France | France, Conseil d'État, 1ère chambre, 02 juin 2023, 463485


Vu la procédure suivante :



M. A... B... a demandé au tribunal administratif de Nîmes d'annuler la décision du 27 janvier 2021 par laquelle la présidente du conseil départemental du Gard a, sur son recours préalable, confirmé les décisions de la caisse d'allocations familiales du Gard lui réclamant le remboursement de trop-perçus au titre du revenu de solidarité active, d'un montant de 8 380,86 euros pour la période du 1er octobre 2018 au 30 septembre 2020 et d'un montant de 904 euros pour la période du 1er octobre 2020 au 30 novembre 2020, et, d'autre

part, de le rétablir dans ses droits à l'aide personnalisée au logement....

Vu la procédure suivante :

M. A... B... a demandé au tribunal administratif de Nîmes d'annuler la décision du 27 janvier 2021 par laquelle la présidente du conseil départemental du Gard a, sur son recours préalable, confirmé les décisions de la caisse d'allocations familiales du Gard lui réclamant le remboursement de trop-perçus au titre du revenu de solidarité active, d'un montant de 8 380,86 euros pour la période du 1er octobre 2018 au 30 septembre 2020 et d'un montant de 904 euros pour la période du 1er octobre 2020 au 30 novembre 2020, et, d'autre part, de le rétablir dans ses droits à l'aide personnalisée au logement.
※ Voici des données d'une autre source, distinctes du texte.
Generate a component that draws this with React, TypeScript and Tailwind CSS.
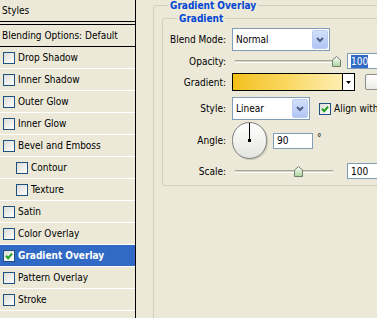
import clsx from "clsx";

const cn = clsx;

const styleRows = [
  { name: "Drop Shadow" },
  { name: "Inner Shadow" },
  { name: "Outer Glow" },
  { name: "Inner Glow" },
  { name: "Bevel and Emboss" },
  { name: "Contour", indent: true },
  { name: "Texture", indent: true },
  { name: "Satin" },
  { name: "Color Overlay" },
  { name: "Gradient Overlay", checked: true, active: true },
  { name: "Pattern Overlay" },
  { name: "Stroke" },
];

function Checkbox({ checked }: { checked?: boolean }) {
  return (
    <span className="flex h-[12px] w-[12px] shrink-0 items-center justify-center border border-[#1c5180] bg-gradient-to-br from-[#dcdcd7] to-white">
      {checked && (
        <svg width="8" height="8" viewBox="0 0 8 8">
          <path d="M1 3.8 L3.2 6.2 L7 1.6" fill="none" stroke="#21a121" strokeWidth="2" />
        </svg>
      )}
    </span>
  );
}

function Select({ value, className }: { value: string; className: string }) {
  return (
    <div className={cn("flex h-[23px] items-center border border-[#7f9db9] bg-white pl-[3px] pr-[1px]", className)}>
      <span>{value}</span>
      <span className="ml-auto flex h-[19px] w-[16px] items-center justify-center rounded-[2px] border border-[#bccbf0] bg-gradient-to-b from-[#d3e0fd] to-[#b1c5f3]">
        <svg width="8" height="6" viewBox="0 0 8 6">
          <path d="M1 1 L4 4 L7 1" fill="none" stroke="#4d6185" strokeWidth="2" />
        </svg>
      </span>
    </div>
  );
}

function Thumb() {
  return (
    <svg width="9" height="11" viewBox="0 0 9 11">
      <defs>
        <linearGradient id="th" x1="0" y1="0" x2="0" y2="1">
          <stop offset="0" stopColor="#ffffff" />
          <stop offset="1" stopColor="#a9d49a" />
        </linearGradient>
      </defs>
      <polygon points="0.5,4 4.5,0.5 8.5,4 8.5,10.5 0.5,10.5" fill="url(#th)" stroke="#6f7d6f" />
    </svg>
  );
}

function Slider({ pos }: { pos: string }) {
  return (
    <div className="relative ml-[3px] h-[3px] w-[98px] border-t border-[#a5a59a] border-b border-b-white bg-[#d8d4c4]">
      <span className={cn("absolute top-[-5px]", pos)}>
        <Thumb />
      </span>
    </div>
  );
}

function NumberBox({ value, selected }: { value: string; selected?: boolean }) {
  return (
    <div className="flex h-[16px] w-[40px] items-center border border-[#7f9db9] bg-white pl-[3px]">
      <span className={cn(selected && "bg-[#316ac5] text-white")}>{value}</span>
    </div>
  );
}

function Label({ children }: { children: string }) {
  return <span className="w-[63px] shrink-0 text-right">{children}</span>;
}

export default function App() {
  return (
    <div
      className="flex h-[318px] w-[377px] overflow-hidden bg-[#ece9d8] text-[10px] leading-[13px] text-black"
      style={{ fontFamily: '"DejaVu Sans Condensed", "Liberation Sans", sans-serif' }}
    >
      {/* Styles list */}
      <div className="flex w-[136px] shrink-0 flex-col border-r border-black">
        <div className="flex h-[21px] items-center pl-[2px]">Styles</div>
        <div className="h-[4px] border-y border-black" />
        <div className="flex h-[22px] items-center border-b border-black pl-[2px]">Blending Options: Default</div>
        {styleRows.map((row) => (
          <div
            key={row.name}
            className={cn(
              "flex h-[22px] shrink-0 items-center gap-[3px] border-b border-white",
              row.indent ? "pl-[16px]" : "pl-[3px]",
              row.active && "bg-[#316ac5] font-bold text-white"
            )}
          >
            <Checkbox checked={row.checked} />
            <span>{row.name}</span>
          </div>
        ))}
      </div>

      {/* Gradient Overlay group */}
      <div className="pl-[17px]">
        <fieldset className="h-[340px] w-[260px] rounded-[3px] border border-[#d0d0bf]">
          <legend className="ml-[14px] px-[2px] leading-[11px] font-bold text-[#0046d5]">Gradient Overlay</legend>
          <fieldset className="mt-[2px] ml-[8px] w-[240px] rounded-[3px] border border-[#d0d0bf] pb-[6px]">
            <legend className="ml-[14px] px-[2px] leading-[11px] font-bold text-[#0046d5]">Gradient</legend>

            <div className="mt-[4px] flex items-center gap-[6px]">
              <Label>Blend Mode:</Label>
              <Select value="Normal" className="w-[98px]" />
            </div>

            <div className="mt-[1px] flex h-[18px] items-center gap-[6px]">
              <Label>Opacity:</Label>
              <Slider pos="left-[97px]" />
              <span className="ml-[8px]">
                <NumberBox value="100" selected />
              </span>
            </div>

            <div className="mt-[3px] flex items-center gap-[6px]">
              <Label>Gradient:</Label>
              <div className="flex h-[18px] w-[123px] border border-black">
                <div className="flex-1 bg-gradient-to-r from-[#f3c010] via-[#fad860] to-[#fdeeb0]" />
                <div className="flex w-[12px] items-center justify-center border-l border-black bg-white">
                  <svg width="5" height="3" viewBox="0 0 5 3">
                    <polygon points="0,0 5,0 2.5,3" fill="#000" />
                  </svg>
                </div>
              </div>
              <div className="ml-[4px] h-[16px] w-[20px] rounded-[2px] border border-[#8c8c8c] bg-gradient-to-b from-white to-[#ecebe6]" />
            </div>

            <div className="mt-[6px] flex items-center gap-[6px]">
              <Label>Style:</Label>
              <Select value="Linear" className="w-[78px]" />
              <div className="ml-[3px] flex items-center gap-[3px] whitespace-nowrap">
                <Checkbox checked />
                <span>Align with</span>
              </div>
            </div>

            <div className="mt-[2px] flex items-center gap-[6px]">
              <Label>Angle:</Label>
              <div className="relative h-[37px] w-[35px] rounded-full border border-[#7c7c7c] bg-gradient-to-b from-white to-[#e4e4e0] shadow-[1px_1px_1px_rgba(0,0,0,0.15)]">
                <span className="absolute top-0 left-[16px] h-[18px] w-[1px] bg-black" />
                <span className="absolute top-[16px] left-[15px] h-[3px] w-[3px] bg-black" />
              </div>
              <div className="flex items-start gap-[4px]">
                <NumberBox value="90" />
                <span className="-mt-[2px]">°</span>
              </div>
            </div>

            <div className="mt-[4px] flex h-[16px] items-center gap-[6px]">
              <Label>Scale:</Label>
              <Slider pos="left-[59px]" />
              <span className="ml-[8px]">
                <NumberBox value="100" />
              </span>
            </div>
          </fieldset>
        </fieldset>
      </div>
    </div>
  );
}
Par un jugement n° 2100585 du 29 octobre 2021, le tribunal administratif de Nîmes a rejeté cette demande.

Par un pourvoi sommaire et un mémoire complémentaire, enregistrés les 25 avril et 25 juillet 2022 au secrétariat du contentieux du Conseil d'Etat, M. B... demande au Conseil d'Etat :

1°) d'annuler ce jugement ;

2°) de mettre à la charge du département du Gard et de la caisse d'allocations familiales du Gard la somme de 4 000 euros à verser à la société Boré, Salve de Bruneton, Mégret, son avocat, au titre de l'article L. 761-1 du code de justice administrative et de l'article 37 de la loi du 10 juillet 1991.

Vu les autres pièces du dossier ;

Vu :

- le code de l'action sociale et des familles ;

- la loi n° 91-647 du 10 juillet 1991 ;

- le code de justice administrative ;

Après avoir entendu en séance publique :

- le rapport de M. Guillaume Larrivé, maître des requêtes,

- les conclusions de M. Mathieu Le Coq, rapporteur public ;

La parole ayant été donnée, après les conclusions, à la SCP Boré, Salve de Bruneton, Mégret, avocat de M. B... et à la SCP Lyon-Caen, Thiriez, avocat du département du Gard ;

Considérant ce qui suit :

1. Il ressort des pièces du dossier soumis aux juges du fond que M. B..., allocataire du revenu de solidarité active, détient des parts dans une société civile immobilière au titre de laquelle il a déclaré avoir perçu, en 2018 et 2019, des revenus qu'il a qualifiés de revenus fonciers auprès de l'administration fiscale et de revenus de placements auprès de la caisse d'allocations familiales du Gard. A la suite d'un contrôle de la situation de M. B..., la caisse d'allocations familiales du Gard lui a, par des décisions confirmées le 27 janvier 2021 par la présidente du conseil départemental du Gard sur le recours préalable de l'intéressé, réclamé le remboursement d'indus de revenu de solidarité active, au motif que les sommes en cause auraient dû être déclarées auprès d'elle, non comme des revenus de placement, mais comme des revenus fonciers devant être pris intégralement en compte pour l'appréciation des ressources de l'intéressé. Par un jugement du 29 octobre 2021, contre lequel M. B... se pourvoit en cassation, le tribunal administratif de Nîmes a rejeté sa demande contestant ces indus et tendant à ce qu'il soit rétabli dans ses droits à l'aide personnalisée au logement. Eu égard aux moyens qu'il invoque, M. B... doit être regardé comme demandant l'annulation de ce jugement en tant seulement qu'il rejette sa contestation de la décision du 27 janvier 2021 de la présidente du conseil départemental du Gard.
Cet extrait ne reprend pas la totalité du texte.